◆ **Exercise directions**
Find the number of lines containing the string "styles" in the data. Answer with the number by itself.

◆ **Pages as source code**
⁂

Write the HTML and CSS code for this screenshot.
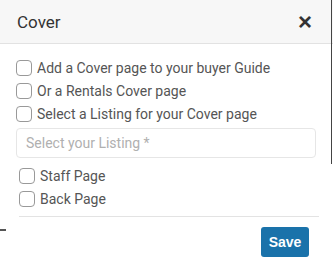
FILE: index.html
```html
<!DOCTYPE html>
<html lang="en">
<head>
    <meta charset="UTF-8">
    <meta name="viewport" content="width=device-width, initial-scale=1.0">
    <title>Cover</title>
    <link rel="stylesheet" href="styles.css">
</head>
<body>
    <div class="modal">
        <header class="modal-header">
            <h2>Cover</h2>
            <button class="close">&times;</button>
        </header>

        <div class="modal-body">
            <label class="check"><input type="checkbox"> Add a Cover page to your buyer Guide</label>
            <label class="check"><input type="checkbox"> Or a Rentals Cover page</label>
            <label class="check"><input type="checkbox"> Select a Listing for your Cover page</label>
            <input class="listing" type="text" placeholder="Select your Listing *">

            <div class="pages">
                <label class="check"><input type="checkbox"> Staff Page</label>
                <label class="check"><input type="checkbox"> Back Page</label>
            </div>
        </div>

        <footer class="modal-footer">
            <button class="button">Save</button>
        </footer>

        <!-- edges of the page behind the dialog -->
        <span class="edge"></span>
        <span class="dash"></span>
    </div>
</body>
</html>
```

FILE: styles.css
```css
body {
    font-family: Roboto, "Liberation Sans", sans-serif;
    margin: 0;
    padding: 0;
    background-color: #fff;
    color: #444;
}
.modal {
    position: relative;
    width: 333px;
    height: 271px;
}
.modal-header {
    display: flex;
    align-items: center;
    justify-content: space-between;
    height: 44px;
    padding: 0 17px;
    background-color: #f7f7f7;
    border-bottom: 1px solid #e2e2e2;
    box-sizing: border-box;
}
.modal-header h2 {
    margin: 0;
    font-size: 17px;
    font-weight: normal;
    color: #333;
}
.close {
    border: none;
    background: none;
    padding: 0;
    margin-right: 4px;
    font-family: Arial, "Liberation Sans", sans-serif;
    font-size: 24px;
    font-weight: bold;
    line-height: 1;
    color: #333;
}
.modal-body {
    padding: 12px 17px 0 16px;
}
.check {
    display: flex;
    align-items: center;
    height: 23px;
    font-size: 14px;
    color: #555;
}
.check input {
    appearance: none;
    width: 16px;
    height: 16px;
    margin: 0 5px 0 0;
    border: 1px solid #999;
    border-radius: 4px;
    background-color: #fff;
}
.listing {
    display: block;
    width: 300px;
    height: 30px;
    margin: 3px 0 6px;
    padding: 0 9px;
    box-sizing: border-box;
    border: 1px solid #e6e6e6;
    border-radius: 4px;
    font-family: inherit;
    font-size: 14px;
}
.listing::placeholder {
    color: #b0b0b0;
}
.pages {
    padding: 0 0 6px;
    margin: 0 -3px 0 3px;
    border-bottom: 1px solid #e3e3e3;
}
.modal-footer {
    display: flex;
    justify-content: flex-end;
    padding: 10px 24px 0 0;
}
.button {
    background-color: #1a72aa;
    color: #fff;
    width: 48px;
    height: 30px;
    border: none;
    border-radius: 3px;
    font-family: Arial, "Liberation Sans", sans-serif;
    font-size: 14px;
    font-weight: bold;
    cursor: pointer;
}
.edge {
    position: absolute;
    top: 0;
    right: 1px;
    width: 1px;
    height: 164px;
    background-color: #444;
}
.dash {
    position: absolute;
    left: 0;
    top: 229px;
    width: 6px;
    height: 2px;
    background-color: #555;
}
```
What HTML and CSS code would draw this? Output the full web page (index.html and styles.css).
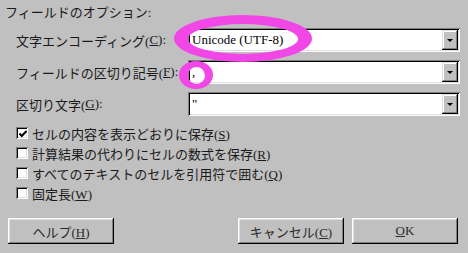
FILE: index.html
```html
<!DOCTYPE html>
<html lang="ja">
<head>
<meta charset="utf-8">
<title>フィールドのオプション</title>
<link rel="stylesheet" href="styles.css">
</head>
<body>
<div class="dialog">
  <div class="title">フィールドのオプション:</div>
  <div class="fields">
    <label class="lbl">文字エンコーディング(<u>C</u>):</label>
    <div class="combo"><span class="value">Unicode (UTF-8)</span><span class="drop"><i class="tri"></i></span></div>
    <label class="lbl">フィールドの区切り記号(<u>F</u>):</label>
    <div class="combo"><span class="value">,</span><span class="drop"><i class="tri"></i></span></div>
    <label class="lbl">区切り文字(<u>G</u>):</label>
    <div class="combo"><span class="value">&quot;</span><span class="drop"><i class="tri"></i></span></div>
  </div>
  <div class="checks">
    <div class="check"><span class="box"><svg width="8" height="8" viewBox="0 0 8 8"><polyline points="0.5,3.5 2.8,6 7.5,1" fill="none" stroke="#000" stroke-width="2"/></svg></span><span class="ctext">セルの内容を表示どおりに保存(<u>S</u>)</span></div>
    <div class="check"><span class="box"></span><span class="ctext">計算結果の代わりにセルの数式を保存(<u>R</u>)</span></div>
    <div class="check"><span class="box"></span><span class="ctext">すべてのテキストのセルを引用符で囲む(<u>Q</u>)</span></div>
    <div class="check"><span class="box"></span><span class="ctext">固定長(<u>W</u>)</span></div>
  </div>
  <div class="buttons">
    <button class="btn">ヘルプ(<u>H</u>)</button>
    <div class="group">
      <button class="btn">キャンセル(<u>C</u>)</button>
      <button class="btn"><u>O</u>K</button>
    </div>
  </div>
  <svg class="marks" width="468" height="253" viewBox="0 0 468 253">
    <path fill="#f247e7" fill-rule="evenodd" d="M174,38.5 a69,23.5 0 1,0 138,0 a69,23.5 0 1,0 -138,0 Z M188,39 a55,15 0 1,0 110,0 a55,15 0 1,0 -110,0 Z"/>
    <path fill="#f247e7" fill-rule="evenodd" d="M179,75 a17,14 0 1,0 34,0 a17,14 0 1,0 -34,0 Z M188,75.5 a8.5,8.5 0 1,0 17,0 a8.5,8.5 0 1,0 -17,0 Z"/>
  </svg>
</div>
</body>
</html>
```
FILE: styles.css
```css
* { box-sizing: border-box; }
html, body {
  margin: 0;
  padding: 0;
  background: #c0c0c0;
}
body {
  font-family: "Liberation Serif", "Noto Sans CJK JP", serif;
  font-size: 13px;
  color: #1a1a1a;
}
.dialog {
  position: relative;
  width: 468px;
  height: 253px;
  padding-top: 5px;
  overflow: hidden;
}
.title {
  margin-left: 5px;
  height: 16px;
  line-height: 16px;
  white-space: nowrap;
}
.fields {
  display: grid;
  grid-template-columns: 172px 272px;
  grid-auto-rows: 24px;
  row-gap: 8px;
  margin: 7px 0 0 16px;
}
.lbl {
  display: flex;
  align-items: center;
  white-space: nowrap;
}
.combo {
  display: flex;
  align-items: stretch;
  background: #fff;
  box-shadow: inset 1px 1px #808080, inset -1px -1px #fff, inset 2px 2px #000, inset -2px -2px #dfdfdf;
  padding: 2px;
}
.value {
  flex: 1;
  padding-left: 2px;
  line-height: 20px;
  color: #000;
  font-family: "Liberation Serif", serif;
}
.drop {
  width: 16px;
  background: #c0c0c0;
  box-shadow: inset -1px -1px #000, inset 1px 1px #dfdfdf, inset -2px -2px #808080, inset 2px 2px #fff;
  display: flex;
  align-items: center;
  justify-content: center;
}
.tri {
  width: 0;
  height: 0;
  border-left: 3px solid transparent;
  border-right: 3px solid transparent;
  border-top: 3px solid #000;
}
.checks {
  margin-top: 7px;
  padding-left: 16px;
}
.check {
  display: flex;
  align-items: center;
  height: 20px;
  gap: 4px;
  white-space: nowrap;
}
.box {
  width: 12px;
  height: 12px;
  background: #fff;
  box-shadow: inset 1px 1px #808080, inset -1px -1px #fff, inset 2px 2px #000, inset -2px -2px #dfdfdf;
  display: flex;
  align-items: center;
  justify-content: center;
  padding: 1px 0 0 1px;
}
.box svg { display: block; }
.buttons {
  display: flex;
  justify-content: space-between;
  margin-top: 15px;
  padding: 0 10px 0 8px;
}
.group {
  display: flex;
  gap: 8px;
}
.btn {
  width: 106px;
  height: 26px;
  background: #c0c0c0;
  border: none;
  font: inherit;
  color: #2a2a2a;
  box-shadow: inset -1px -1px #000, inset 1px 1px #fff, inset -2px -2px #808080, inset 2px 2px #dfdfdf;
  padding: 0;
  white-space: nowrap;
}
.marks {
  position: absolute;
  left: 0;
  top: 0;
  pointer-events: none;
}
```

⁂

◆ **Answer for this exercise**
5